Suppose it is a fact that $A \in \mathcal{A}$ and $B \in \mathcal{B}$ and $A = x$ causes $B = y$. Now consider given information $\mathcal{I} \equiv \unicode{8220}\text{$A \in \mathcal{A}$ and $B \in \mathcal{B}$}\unicode{8221}$. Then \begin{align} \mathrm{prob}(A = a, B = b | \mathcal{I}) &= \mathrm{prob}(A = a | \mathcal{I}) \: \mathrm{prob}(B = b | \mathcal{I}) \\ &= \frac{1}{|\mathcal{A}||\mathcal{B}|} \end{align}

because independence is the maximum entropy distribution consistent with $\mathcal{I}$.

The events are then logically independent, given $\mathcal{I}$, despite being causally dependent.

It makes no sense to speak of events being logically independent in the absence of any given assumptions: logic requires assumptions.
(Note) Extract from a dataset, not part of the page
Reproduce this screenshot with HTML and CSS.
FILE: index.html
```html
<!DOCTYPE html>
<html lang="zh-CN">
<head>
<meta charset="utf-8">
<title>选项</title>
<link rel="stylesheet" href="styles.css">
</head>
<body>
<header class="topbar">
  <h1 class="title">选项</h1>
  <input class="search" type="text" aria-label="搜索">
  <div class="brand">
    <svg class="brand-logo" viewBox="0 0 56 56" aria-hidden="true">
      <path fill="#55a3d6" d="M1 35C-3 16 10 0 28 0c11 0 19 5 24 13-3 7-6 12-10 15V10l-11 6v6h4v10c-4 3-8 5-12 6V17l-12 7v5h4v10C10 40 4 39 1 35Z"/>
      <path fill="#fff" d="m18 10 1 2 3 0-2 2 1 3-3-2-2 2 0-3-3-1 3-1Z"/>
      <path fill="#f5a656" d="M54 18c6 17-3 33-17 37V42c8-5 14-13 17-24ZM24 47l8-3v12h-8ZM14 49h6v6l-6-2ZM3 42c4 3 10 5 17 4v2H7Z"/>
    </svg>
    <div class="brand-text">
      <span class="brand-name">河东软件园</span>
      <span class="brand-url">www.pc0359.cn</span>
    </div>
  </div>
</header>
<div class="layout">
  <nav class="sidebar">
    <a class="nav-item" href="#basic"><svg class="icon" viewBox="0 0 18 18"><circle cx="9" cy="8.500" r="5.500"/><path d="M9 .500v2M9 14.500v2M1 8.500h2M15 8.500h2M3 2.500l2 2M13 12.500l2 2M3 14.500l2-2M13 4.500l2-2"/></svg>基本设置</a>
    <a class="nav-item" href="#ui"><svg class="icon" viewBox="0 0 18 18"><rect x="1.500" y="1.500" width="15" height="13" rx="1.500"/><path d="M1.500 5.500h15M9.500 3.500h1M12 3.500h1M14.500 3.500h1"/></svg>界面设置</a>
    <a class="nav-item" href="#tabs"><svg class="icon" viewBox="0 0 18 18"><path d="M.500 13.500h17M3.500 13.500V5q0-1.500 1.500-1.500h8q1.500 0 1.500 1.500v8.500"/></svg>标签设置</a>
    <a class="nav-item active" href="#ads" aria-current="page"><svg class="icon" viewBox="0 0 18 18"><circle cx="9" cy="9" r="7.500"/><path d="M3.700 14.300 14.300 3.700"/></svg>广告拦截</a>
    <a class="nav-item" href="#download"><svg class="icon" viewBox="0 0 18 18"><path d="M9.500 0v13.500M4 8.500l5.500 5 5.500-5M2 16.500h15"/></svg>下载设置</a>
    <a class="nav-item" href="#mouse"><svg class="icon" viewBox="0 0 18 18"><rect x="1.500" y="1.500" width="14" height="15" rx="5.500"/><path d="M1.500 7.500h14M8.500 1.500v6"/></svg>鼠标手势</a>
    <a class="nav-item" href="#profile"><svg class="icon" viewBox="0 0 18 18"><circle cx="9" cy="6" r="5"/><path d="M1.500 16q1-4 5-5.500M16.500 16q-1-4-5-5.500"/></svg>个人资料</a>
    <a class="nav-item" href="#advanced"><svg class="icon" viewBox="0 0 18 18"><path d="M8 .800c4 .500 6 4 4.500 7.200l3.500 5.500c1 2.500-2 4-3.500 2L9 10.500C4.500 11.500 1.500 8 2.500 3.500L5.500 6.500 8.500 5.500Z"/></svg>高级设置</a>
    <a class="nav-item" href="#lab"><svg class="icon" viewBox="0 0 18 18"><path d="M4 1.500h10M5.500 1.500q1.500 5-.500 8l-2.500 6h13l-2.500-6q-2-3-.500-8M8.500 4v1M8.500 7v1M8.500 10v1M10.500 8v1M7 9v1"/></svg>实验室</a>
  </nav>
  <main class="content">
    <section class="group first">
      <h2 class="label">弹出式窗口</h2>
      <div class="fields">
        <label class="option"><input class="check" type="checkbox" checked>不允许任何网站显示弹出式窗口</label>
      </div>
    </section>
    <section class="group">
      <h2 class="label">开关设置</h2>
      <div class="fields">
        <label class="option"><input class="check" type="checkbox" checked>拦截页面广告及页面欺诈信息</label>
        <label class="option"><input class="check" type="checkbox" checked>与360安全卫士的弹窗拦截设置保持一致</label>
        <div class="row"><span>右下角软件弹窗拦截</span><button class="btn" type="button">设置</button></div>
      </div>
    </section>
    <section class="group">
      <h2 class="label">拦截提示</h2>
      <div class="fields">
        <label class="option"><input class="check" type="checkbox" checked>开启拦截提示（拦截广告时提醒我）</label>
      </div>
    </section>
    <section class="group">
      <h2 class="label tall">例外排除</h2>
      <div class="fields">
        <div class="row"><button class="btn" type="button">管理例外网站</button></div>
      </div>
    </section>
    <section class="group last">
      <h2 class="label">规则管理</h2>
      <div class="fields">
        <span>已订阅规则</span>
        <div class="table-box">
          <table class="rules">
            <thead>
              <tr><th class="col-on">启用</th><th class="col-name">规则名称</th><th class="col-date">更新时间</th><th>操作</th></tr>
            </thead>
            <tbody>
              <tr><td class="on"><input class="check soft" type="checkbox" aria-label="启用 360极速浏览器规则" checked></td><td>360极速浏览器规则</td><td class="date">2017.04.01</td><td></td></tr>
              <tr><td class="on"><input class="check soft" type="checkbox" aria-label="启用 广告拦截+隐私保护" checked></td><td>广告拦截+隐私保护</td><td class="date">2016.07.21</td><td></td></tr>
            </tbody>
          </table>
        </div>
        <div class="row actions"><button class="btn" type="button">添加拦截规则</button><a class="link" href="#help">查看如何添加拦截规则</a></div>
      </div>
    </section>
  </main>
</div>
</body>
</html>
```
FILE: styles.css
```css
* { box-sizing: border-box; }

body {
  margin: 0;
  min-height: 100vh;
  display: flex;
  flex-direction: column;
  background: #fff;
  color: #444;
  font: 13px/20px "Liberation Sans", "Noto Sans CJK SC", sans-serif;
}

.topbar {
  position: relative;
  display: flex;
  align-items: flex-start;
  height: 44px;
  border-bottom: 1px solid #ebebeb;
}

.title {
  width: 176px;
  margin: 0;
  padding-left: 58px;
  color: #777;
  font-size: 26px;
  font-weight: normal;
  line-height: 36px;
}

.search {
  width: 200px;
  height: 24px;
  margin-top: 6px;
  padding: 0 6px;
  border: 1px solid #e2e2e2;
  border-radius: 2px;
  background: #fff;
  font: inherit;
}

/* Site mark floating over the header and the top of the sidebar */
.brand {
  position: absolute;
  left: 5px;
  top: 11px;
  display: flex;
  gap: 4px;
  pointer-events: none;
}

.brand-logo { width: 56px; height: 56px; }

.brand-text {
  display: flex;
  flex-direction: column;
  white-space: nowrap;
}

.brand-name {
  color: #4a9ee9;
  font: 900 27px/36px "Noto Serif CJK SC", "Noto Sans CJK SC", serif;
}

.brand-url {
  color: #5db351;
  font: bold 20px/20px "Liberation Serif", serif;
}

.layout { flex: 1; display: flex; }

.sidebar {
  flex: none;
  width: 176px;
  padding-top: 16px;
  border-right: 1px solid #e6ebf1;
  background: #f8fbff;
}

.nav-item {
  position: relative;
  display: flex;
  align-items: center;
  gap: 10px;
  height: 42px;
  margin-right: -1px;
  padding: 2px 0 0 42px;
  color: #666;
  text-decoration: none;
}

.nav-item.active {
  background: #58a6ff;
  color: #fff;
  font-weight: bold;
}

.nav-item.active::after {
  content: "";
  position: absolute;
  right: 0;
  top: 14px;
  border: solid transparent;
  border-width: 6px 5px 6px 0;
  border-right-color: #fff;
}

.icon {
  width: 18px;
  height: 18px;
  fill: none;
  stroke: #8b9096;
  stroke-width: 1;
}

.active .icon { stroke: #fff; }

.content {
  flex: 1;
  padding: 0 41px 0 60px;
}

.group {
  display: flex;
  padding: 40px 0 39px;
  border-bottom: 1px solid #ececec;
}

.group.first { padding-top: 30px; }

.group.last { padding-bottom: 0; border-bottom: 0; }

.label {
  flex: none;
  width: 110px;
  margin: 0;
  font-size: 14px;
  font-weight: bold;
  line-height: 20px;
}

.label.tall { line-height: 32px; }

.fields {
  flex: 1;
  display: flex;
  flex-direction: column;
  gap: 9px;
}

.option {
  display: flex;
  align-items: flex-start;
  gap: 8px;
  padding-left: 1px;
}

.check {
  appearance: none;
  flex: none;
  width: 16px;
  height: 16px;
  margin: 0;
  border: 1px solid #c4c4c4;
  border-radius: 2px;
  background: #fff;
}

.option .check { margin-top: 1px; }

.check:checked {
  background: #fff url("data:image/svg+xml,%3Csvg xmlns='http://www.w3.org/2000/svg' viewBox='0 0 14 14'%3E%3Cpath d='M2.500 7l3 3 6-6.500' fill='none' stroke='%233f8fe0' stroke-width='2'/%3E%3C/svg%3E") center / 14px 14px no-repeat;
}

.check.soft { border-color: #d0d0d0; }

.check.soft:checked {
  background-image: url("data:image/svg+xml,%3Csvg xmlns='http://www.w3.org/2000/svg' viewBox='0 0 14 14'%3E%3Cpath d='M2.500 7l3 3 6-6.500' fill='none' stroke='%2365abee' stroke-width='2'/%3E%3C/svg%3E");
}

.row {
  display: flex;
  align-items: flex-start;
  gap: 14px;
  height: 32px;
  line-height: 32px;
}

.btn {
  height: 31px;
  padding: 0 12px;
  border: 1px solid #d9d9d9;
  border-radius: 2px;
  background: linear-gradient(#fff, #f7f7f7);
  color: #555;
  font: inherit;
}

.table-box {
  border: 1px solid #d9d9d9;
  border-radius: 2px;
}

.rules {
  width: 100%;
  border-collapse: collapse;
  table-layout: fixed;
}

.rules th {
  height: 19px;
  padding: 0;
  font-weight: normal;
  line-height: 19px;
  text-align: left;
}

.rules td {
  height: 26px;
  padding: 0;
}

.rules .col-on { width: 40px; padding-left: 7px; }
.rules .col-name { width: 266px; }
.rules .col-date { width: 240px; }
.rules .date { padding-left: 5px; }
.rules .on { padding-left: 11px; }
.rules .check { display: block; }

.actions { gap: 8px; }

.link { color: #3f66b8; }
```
Causes, on the other hand, exist independently of our assumptions.

Ideas about causation, of course, are themselves logical, and quite distinct from causes themselves. So if we seek to compare causal ideas about events with logical ideas about those events, in fact they are one and the same thing. For example, if we have $\mathcal{I} \equiv \unicode{8220} \text{$A \in \mathcal{A}$ and $B \in \mathcal{B}$ and $A = x$ causes $B = y$}\unicode{8221}$, then \begin{align} \mathrm{prob}(A = a, B = b | \mathcal{I}) &= \mathrm{prob}(B = b | A = a, \mathcal{I}) \: \mathrm{prob}(A = a | \mathcal{I}) \\ &= \frac{1}{|\mathcal{A}|} \begin{cases} \delta_{b y} & A = x \\ \frac{1}{|\mathcal{B}|} & A \neq x \end{cases} \end{align}

whereupon the logic expresses the causal idea.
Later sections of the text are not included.